The Church and the Bishops
The Catholic Church also played a direct role in reshaping Baltic legal structures. Bishops were often granted temporal authority over conquered lands. For instance, Bishop Albert of Buxhoeveden founded the Bishopric of Riga in 1202 and later became a prince-bishop with extensive territorial control. Bishops brought with them the legal corpus of canon law, including collections such as the Decretum Gratiani and the papal decretals. Episcopal courts (consistories) were established to adjudicate matters of marriage, legitimacy, tithes, and clerical discipline. These courts operated independently of secular jurisdictions and served as models for a formalized judicial system. In 1233, the papal legate William of Modena published statutes for Livonia that regulated church property, tithes, and the legal status of converts, effectively creating a hybrid ecclesiastical-secular legal framework.

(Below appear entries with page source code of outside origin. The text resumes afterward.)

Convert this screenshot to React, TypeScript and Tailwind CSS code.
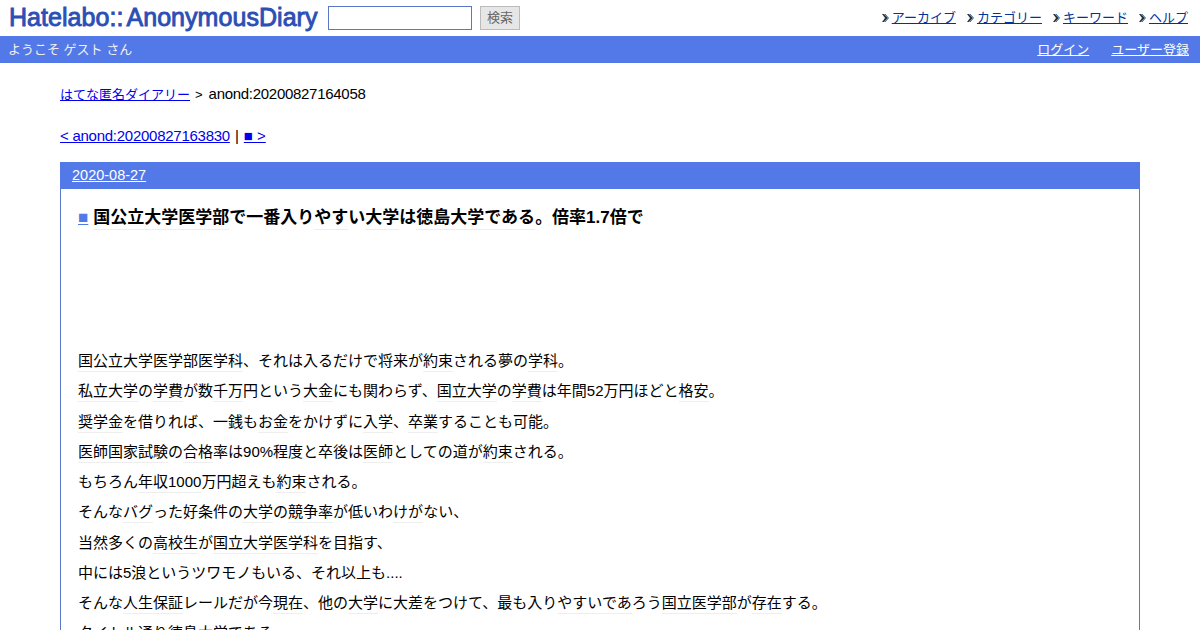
const font = "font-['Liberation_Sans','Noto_Sans_CJK_JP',sans-serif]";

function K({ children }: { children: React.ReactNode }) {
  return <span className="border-b border-[#eeeeee] pb-[2px]">{children}</span>;
}

function Nav({ label }: { label: string }) {
  return (
    <span className="flex items-center gap-[3px]">
      <svg width="7" height="10" viewBox="0 0 7 10">
        <path d="M0 1 L2 1 L6 5 L2 9 L0 9 L3 5 Z" fill="#333333" />
        <path d="M3 1 L6.5 5 L3 9" stroke="#2a6fb8" strokeWidth="1" fill="none" />
      </svg>
      <a className="text-[#003399] underline" href="#">{label}</a>
    </span>
  );
}

export default function App() {
  return (
    <div className={`${font} h-[630px] overflow-hidden bg-white text-black`}>
      <header className="flex h-[36px] items-center justify-between pl-[9px] pr-[12px]">
        <div className="flex items-center">
          <span className="flex w-[319px] whitespace-nowrap text-[25px] tracking-[0.05px] text-[#2b4fb5] [-webkit-text-stroke:0.9px_#2b4fb5]">
            <span className="mr-[3px]">Hatelabo::</span>
            <span>AnonymousDiary</span>
          </span>
          <input className="h-[24px] w-[144px] border border-[#5a77c8] bg-white" />
          <button className="ml-[8px] h-[24px] w-[40px] border border-[#bbbbbb] bg-[#e6e6e6] text-[13px] text-[#666666]">検索</button>
        </div>
        <nav className="flex gap-[11px] text-[13px]">
          <Nav label="アーカイブ" />
          <Nav label="カテゴリー" />
          <Nav label="キーワード" />
          <Nav label="ヘルプ" />
        </nav>
      </header>
      <div className="flex h-[27px] items-center justify-between bg-[#5279e7] pl-[8px] pr-[11px] text-[13px] text-white">
        <span className="text-[#f0f0f0]">ようこそ ゲスト さん</span>
        <span className="flex gap-[22px]">
          <a className="underline" href="#">ログイン</a>
          <a className="underline" href="#">ユーザー登録</a>
        </span>
      </div>
      <main className="px-[60px]">
        <p className="mt-[21px] h-[20px] text-[13px] leading-[20px]">
          <a className="text-[#0000ee] underline" href="#">はてな匿名ダイアリー</a>
          <span className="ml-[5px] mr-[6px]">&gt;</span>
          <span className="text-[15px] tracking-[-0.29px]">anond:20200827164058</span>
        </p>
        <p className="mt-[22px] h-[20px] text-[15px] leading-[20px]">
          <a className="tracking-[-0.26px] text-[#0000ee] underline" href="#">&lt; anond:20200827163830</a>
          <span className="mx-[5px]">|</span>
          <a className="text-[#0000ee] underline" href="#">■ &gt;</a>
        </p>
        <section className="mt-[16px] border border-t-0 border-[#5a77c8]">
          <div className="-mx-px flex h-[27px] items-center bg-[#5279e7] pl-[12px] text-[14.5px] text-white">
            <a className="underline" href="#">2020-08-27</a>
          </div>
          <div className="px-[17px]">
            <h3 className="mt-[17px] h-[24px] text-[17px] font-bold leading-[24px]">
              <a className="mr-[5px] font-normal text-[#5279e7] underline" href="#">■</a>
              <K>国公立大学医学部</K>で一番入り<K>やす</K>い<K>大学</K>は<K>徳島大学である</K>。倍率1.7倍で
            </h3>
            <div className="mt-[116px] text-[15px] leading-[30.25px]">
              <p><K>国公立大学医学部医学科</K>、それは入るだけで将来が<K>約束</K>される夢の<K>学科</K>。</p>
              <p><K>私立大学</K>の<K>学費</K>が数<K>千万</K>円という<K>大金</K>にも関わらず、<K>国立大学</K>の<K>学費</K>は年間52万円ほどと<K>格安</K>。</p>
              <p><K>奨学金</K>を借りれば、一銭も<K>お金</K>をかけずに<K>入学</K>、<K>卒業</K>することも可能。</p>
              <p><K>医師国家試験</K>の<K>合格</K>率は90%程度と卒後は<K>医師</K>としての道が<K>約束</K>される。</p>
              <p>もちろん<K>年収1000</K>万円超えも<K>約束</K>される。</p>
              <p>そんな<K>バグ</K>った好条件の<K>大学</K>の<K>競争率</K>が低いわ<K>けが</K>ない、</p>
              <p>当然多くの<K>高校生</K>が<K>国立大学医学科</K>を目指す、</p>
              <p>中には5浪というツワモノもいる、それ以上も....</p>
              <p>そんな<K>人生保証</K>レールだが今<K>現在</K>、他の<K>大学</K>に大差をつけて、最も入り<K>やすいであ</K>ろう<K>国立医学部</K>が<K>存在</K>する。</p>
              <p>タイトル通り徳島大学である。</p>
            </div>
          </div>
        </section>
      </main>
    </div>
  );
}
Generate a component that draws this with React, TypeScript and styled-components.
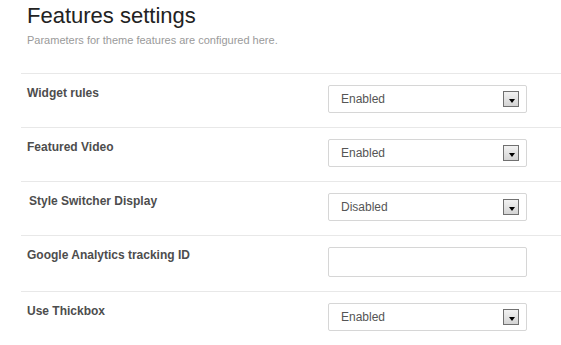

Legal Systems Before the Crusades: Unwritten Law and Tribal Custom
Before the crusades, Baltic societies operated under oral legal traditions transmitted through generations. Disputes were resolved by assemblies of elders (kuningas or vanemad), often through compurgation (oath-taking) or trial by ordeal, such as carrying a hot iron or walking through fire. There were no written codes, no professional judiciary, and no formal appeals process. Land was held communally or by kinship groups; inheritance followed patrilineal or matrilineal patterns without uniformity. Such systems were flexible but lacked the predictability and central authority that Christian powers considered essential for stable rule and commerce. The absence of written law also made it difficult for the Church to enforce canon law relating to marriage, usury, and church property. Conversion required not only baptism but also acceptance of a new legal order that defined sin, property rights, and clerical privilege. Legal reform was inseparable from religious conversion.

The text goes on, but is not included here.